The request:
Count how many lines hold the string "React". Give that number alone.

Given material:

╭──

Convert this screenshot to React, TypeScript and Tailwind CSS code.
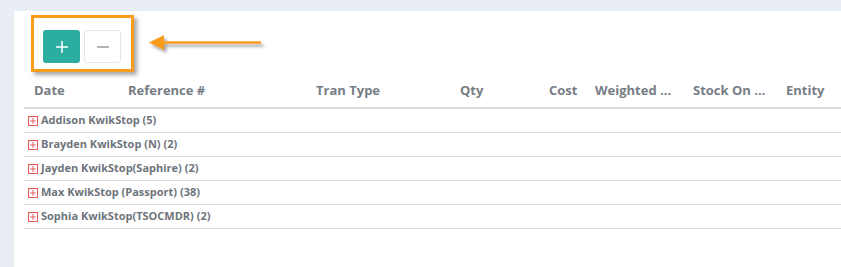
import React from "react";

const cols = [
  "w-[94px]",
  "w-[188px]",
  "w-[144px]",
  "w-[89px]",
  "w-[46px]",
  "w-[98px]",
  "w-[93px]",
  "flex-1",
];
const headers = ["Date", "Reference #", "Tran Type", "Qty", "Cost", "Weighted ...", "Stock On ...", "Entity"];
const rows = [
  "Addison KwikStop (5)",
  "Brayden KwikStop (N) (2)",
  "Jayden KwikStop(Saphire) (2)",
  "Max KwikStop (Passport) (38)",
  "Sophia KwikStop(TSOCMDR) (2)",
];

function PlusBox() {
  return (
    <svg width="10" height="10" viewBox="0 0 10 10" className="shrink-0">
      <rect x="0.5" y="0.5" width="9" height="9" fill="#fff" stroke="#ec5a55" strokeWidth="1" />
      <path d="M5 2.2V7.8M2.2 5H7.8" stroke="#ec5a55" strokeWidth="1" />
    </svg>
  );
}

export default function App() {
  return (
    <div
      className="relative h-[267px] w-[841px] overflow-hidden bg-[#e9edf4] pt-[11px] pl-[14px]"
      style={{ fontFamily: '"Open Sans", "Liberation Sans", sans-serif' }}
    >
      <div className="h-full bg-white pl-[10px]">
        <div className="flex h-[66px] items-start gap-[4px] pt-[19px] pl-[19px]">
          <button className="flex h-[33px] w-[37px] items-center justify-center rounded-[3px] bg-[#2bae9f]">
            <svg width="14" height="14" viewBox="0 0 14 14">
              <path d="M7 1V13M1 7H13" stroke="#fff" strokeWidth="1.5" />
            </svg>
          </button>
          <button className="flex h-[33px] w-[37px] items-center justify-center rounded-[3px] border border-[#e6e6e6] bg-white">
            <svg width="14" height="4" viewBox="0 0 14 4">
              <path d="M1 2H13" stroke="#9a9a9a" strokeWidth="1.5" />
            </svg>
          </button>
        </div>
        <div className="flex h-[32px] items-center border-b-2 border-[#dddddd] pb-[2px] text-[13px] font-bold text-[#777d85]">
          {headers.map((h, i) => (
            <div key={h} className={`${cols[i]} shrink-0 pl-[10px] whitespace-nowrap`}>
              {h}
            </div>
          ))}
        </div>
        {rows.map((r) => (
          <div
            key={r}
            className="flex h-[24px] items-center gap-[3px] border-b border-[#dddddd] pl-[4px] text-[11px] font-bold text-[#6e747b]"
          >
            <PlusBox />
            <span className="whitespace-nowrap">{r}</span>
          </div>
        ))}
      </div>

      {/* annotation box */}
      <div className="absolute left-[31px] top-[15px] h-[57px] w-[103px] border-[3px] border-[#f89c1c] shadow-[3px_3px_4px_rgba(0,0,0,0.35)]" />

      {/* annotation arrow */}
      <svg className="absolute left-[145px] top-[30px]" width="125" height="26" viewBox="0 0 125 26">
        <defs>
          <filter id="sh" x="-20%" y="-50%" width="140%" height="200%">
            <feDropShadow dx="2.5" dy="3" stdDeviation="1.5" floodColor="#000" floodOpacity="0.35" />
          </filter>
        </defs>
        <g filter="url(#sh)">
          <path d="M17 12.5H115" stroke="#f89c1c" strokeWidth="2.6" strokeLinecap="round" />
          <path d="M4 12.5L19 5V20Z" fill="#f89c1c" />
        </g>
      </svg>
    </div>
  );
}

╰──

Complete response:
2